» **Exercise brief**
Determine how many lines of this material contain "React". Give only the number.

(Rows from a dataset of pages and code)
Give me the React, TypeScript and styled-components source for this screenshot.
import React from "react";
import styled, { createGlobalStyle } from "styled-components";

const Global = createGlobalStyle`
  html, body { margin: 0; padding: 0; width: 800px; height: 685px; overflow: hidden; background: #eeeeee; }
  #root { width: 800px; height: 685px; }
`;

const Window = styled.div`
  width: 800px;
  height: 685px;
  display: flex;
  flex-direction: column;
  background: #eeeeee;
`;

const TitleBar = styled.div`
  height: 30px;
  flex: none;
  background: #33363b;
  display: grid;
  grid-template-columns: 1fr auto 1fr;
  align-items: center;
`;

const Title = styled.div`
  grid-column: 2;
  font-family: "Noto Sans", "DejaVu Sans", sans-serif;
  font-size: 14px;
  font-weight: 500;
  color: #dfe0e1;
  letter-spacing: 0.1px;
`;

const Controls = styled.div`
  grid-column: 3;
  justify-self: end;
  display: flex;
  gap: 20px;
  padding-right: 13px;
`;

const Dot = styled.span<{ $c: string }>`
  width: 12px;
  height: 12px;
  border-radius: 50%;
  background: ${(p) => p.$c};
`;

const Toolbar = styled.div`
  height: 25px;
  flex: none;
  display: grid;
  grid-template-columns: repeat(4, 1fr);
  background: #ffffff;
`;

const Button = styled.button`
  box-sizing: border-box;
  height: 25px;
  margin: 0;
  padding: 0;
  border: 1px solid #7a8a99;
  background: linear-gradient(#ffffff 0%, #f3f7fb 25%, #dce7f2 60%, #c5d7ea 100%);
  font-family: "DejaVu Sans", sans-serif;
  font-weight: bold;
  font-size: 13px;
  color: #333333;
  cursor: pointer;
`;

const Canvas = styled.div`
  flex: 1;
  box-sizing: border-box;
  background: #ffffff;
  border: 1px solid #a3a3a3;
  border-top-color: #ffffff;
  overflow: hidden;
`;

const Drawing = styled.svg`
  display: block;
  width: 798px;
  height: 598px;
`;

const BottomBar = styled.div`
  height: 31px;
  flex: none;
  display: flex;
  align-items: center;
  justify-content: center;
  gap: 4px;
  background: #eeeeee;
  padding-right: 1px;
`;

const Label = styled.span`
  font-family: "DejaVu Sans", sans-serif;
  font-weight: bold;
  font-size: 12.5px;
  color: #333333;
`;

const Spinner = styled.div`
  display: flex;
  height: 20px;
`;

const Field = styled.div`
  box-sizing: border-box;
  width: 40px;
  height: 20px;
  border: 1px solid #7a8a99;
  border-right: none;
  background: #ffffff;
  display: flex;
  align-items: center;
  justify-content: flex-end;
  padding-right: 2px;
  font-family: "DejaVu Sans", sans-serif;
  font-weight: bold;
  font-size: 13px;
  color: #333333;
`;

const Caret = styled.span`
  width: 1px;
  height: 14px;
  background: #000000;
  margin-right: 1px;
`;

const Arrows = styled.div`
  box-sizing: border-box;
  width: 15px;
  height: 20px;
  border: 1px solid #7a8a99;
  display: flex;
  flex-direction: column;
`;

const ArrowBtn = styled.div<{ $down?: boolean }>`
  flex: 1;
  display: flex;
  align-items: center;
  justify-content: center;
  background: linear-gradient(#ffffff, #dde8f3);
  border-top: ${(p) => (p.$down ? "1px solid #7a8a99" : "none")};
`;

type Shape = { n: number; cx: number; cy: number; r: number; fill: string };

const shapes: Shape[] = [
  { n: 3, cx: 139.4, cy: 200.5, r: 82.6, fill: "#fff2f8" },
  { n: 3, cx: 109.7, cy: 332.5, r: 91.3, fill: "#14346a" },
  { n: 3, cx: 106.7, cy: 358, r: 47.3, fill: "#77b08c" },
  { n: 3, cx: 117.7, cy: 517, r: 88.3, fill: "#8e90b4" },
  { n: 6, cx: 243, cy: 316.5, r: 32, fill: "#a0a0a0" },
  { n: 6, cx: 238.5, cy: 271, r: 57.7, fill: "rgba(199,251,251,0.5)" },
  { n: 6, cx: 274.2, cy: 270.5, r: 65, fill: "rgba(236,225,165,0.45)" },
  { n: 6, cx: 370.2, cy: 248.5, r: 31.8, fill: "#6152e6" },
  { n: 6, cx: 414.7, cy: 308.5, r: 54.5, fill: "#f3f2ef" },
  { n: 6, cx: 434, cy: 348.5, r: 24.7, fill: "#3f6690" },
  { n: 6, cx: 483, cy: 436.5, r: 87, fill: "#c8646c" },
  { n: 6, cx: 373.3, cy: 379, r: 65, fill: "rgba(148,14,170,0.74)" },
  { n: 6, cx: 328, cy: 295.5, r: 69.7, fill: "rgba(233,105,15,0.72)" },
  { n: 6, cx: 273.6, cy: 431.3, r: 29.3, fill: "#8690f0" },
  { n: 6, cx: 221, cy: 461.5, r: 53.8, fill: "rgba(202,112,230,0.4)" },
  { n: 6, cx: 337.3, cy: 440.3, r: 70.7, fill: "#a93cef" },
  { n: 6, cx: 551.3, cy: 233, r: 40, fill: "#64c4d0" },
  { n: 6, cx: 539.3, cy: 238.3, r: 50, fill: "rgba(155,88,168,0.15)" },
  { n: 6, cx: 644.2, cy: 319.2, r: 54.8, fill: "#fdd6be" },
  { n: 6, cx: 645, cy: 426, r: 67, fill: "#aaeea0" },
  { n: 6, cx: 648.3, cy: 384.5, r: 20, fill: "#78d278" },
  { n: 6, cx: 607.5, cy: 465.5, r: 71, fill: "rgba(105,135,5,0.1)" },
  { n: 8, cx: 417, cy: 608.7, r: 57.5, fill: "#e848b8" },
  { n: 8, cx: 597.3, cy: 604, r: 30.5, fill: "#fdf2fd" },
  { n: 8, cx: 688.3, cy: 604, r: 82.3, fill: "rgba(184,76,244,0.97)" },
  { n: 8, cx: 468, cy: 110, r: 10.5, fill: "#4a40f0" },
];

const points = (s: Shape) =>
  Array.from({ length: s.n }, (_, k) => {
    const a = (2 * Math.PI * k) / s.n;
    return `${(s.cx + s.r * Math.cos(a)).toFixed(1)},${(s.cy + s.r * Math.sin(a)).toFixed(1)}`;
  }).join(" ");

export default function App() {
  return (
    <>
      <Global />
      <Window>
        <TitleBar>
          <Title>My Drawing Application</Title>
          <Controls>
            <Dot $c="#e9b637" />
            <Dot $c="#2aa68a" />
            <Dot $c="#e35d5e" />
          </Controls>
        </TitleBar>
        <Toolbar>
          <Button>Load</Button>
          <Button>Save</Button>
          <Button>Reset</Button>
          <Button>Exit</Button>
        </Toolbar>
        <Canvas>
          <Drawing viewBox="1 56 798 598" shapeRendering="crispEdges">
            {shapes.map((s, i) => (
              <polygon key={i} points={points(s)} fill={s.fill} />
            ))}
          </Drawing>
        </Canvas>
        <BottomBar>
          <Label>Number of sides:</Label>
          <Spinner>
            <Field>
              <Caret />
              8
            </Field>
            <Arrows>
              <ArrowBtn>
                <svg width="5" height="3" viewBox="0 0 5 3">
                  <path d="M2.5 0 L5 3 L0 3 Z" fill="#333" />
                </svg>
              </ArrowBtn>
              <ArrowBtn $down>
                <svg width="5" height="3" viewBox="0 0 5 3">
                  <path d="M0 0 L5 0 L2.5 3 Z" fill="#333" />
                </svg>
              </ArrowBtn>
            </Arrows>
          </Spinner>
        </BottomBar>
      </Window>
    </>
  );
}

---

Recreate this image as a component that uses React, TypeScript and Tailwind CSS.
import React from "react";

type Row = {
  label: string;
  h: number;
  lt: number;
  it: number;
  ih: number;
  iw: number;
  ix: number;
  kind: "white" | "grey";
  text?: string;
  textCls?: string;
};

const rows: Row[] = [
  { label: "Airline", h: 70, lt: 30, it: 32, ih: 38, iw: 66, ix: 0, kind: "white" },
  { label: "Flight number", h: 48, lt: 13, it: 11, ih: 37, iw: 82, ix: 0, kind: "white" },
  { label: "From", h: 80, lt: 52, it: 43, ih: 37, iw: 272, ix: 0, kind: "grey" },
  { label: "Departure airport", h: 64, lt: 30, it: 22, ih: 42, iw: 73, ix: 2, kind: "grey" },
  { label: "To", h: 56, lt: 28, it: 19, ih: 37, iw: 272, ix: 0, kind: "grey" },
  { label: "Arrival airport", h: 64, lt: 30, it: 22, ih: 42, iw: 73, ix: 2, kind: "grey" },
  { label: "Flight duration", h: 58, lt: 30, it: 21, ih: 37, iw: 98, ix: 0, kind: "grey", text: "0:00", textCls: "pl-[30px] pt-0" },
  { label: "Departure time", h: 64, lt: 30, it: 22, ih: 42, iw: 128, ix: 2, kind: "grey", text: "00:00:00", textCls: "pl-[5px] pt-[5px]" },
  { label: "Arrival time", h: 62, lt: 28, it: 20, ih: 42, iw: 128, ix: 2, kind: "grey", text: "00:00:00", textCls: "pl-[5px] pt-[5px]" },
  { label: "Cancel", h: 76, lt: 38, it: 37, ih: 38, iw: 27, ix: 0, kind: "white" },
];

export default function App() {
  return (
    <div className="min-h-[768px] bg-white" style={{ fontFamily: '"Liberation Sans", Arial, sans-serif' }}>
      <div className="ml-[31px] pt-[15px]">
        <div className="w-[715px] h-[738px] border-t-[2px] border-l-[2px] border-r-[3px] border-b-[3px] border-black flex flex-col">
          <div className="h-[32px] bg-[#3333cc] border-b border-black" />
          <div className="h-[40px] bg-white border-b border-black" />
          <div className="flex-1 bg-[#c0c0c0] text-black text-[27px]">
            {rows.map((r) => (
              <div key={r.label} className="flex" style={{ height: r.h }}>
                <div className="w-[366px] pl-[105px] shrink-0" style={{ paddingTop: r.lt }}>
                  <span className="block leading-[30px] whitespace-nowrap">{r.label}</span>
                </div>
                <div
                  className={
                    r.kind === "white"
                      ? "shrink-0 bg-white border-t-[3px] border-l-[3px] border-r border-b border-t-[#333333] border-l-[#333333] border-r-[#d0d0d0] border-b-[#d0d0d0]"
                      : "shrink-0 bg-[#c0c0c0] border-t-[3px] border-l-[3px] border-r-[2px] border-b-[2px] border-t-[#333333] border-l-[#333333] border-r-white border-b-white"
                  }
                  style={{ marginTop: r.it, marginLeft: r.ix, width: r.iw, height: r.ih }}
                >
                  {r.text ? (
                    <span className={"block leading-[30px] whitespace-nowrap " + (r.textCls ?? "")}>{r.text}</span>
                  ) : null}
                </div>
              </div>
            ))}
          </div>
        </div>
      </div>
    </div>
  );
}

» **Solution to this task**
4